A new reality check of RFID for packaging indicates that fundamental questions remain about the technology's cost and its value. This view comes from an exclusive Packaging World survey supplemented with observations by end users and consultants. Their mindset seems more along the lines of “show me the value,” which may be a stumbling block to wider application of RFID.

First of all, let's consider some key findings from the online survey conducted in September and October, 2006 that attracted nearly 350 participants (see sidebar p. 42):

 75% of respondents' companies do not use RFID.

 69% of those companies that use RFID do so primarily because of a mandate

 63% purchase tags at a cost of 20 cents or less each. (see chart 4).

 16% have experienced payback for their RFID investment.

 8% use RFID primarily for internal purposes.

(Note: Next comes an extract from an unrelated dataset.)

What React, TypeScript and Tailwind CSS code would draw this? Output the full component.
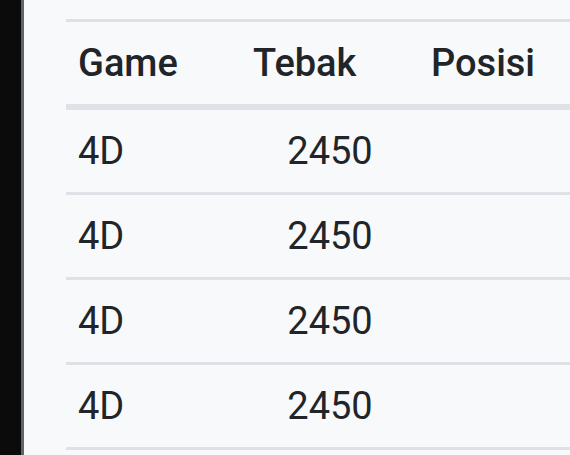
const rows = [
  { game: "4D", tebak: "2450", posisi: "" },
  { game: "4D", tebak: "2450", posisi: "" },
  { game: "4D", tebak: "2450", posisi: "" },
  { game: "4D", tebak: "2450", posisi: "" },
];

const cols = "grid grid-cols-[175px_178px_178px_1fr]";

export default function App() {
  return (
    <div className="flex h-[455px] w-[570px] overflow-hidden bg-[#f8f9fa] font-['Roboto',sans-serif] text-[#212529]">
      {/* side rail */}
      <div className="w-[21px] shrink-0 bg-[#0b0b0b]" />
      <div className="w-[3px] shrink-0 bg-[#5f656b]" />

      <div className="flex-1 overflow-hidden pl-[42px] pt-[19px]">
        <div className="w-[720px] text-[38px] leading-none">
          {/* header */}
          <div className={`${cols} h-[91px] items-center border-t-[3px] border-b-[6px] border-[#dee2e6] font-medium`}>
            <div className="px-3">Game</div>
            <div className="px-3">Tebak</div>
            <div className="px-3">Posisi</div>
            <div className="px-3" />
          </div>
          {/* body */}
          {rows.map((r, i) => (
            <div key={i} className={`${cols} h-[85px] items-center border-b-[3px] border-[#dee2e6]`}>
              <div className="px-3">{r.game}</div>
              <div className="px-3 text-center">{r.tebak}</div>
              <div className="px-3">{r.posisi}</div>
              <div className="px-3" />
            </div>
          ))}
        </div>
      </div>
    </div>
  );
}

For the 70 respondents whose companies have implemented RFID, about 40% named cost as its single biggest challenge, while more than 20% identified complexities as the biggest challenge.
[Ed Note: The accompanying charts are for those who said they used RFID]. For those whose companies didn't use RFID, the most popular response (39%) was “we are not under a mandate.” Individual responses varied all over the board from “No demand at this time” to “It is rather expensive” to “Waiting for better performance and standardization.” Several indicated they were testing the technology or implementing in early 2007.

Cost concerns

Why do you use RFID? The most popular response to that question was because of a mandate, whether that be for Wal-Mart or the Department of Defense. That's the course taken by hundreds of packagers including ConAgra, where Phillip Hubbell was brought in specifically to lead the company's RFID mandate process. Hubbell was one of those who checked off “cost” as the single biggest challenge to RFID.

“Mainly we saw RFID as a cost, and we still see it as a cost,” says Hubbell. “We're so diverse and so large that, in order for us to tag 100 percent of any one product, we would have to take RFID right down to the production floor and track it from there to multiple distribution centers around the country. We would have to keep track of what was tagged and what was not tagged. So, there are a lot of logistics involved if you're only doing part of your products.”

ConAgra gains no internal value from using RFID technology nor sees any ahead, according to Hubbell.

It's not that ConAgra doesn't grasp how to use the data, “but that we're just not using it,” Hubbell says. One of those reasons, he explains, is that they would have to tag a much larger percentage of their cases to provide meaningful data across its diverse product lines. And that means more costs.